We live in a world of hugely under exploited information.

There has also been talk both the lack of information coming out of places that need assistance and the overwhelming level of information needed to be distributed and analyzed.  Dr. Dye also emphasized the need for connectivity, which was later further developed as the need for access to participation by Steve Vosloo.
Enabling access to participation

View more presentations from Steve Vosloo. (tags: to web4dev09)

Steve talked about participatory culture in the context of Africa.  It is light and lo-tech.  It is mobile phone based.  It’s not new, it’s different: cheaper, easier, faster, and more visible.  Referring back to the wealth of unused information, Vosloo emphasized that information systems need to be created that allow people to send data up where it can be processed and analyzed and then sent back down.  Steve also referenced Clay Shirky’s Here Comes Everybody:

The barriers to self-organization of have collapsed.

Shirky, appropriately, followed Vosloo’s talk, and talked about 5 patterns that can be applied to communications.  Quoting WhiteAfrican quoting Shirky (my favorite quote too):

Access to information is such an abstraction, but mainly what people use communications platforms for is for communication, which everyone seems so surprised about.

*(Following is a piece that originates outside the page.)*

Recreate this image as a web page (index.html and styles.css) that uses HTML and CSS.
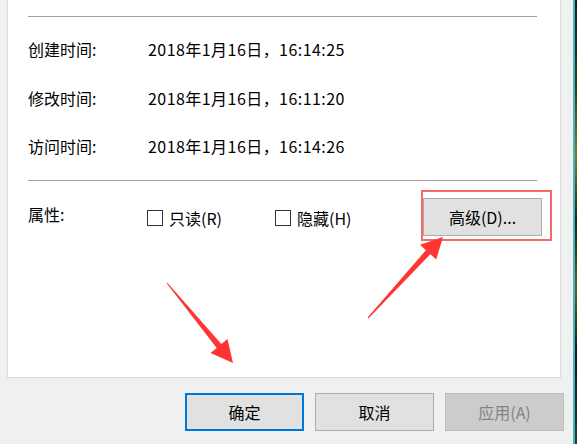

Shirky stated that the information communicators desire is personal.  The seemingly irrelevant everyday communication builds social capital that can be used in crisis situations.  Basic communication is from point A to point B.  Shirky stated that successful development projects he had seen involved at least a few of these types of communication:

  1. conversation (exchange between 2 people)
  2. broadcast (1 to many)
  3. aggregation
  4. multi-casting

I feel there are some real implications of how to speak about and continute to develop Pigeon. Pigeon is designed to allow participation in whatever way users decide is best for their communication needs.  They can share seemingly unimportant life updates to increase social capital. Conversation, broadcast, aggregation, and multi-casting are all parts of the system, and with this contextual framework, can be even further emphasized.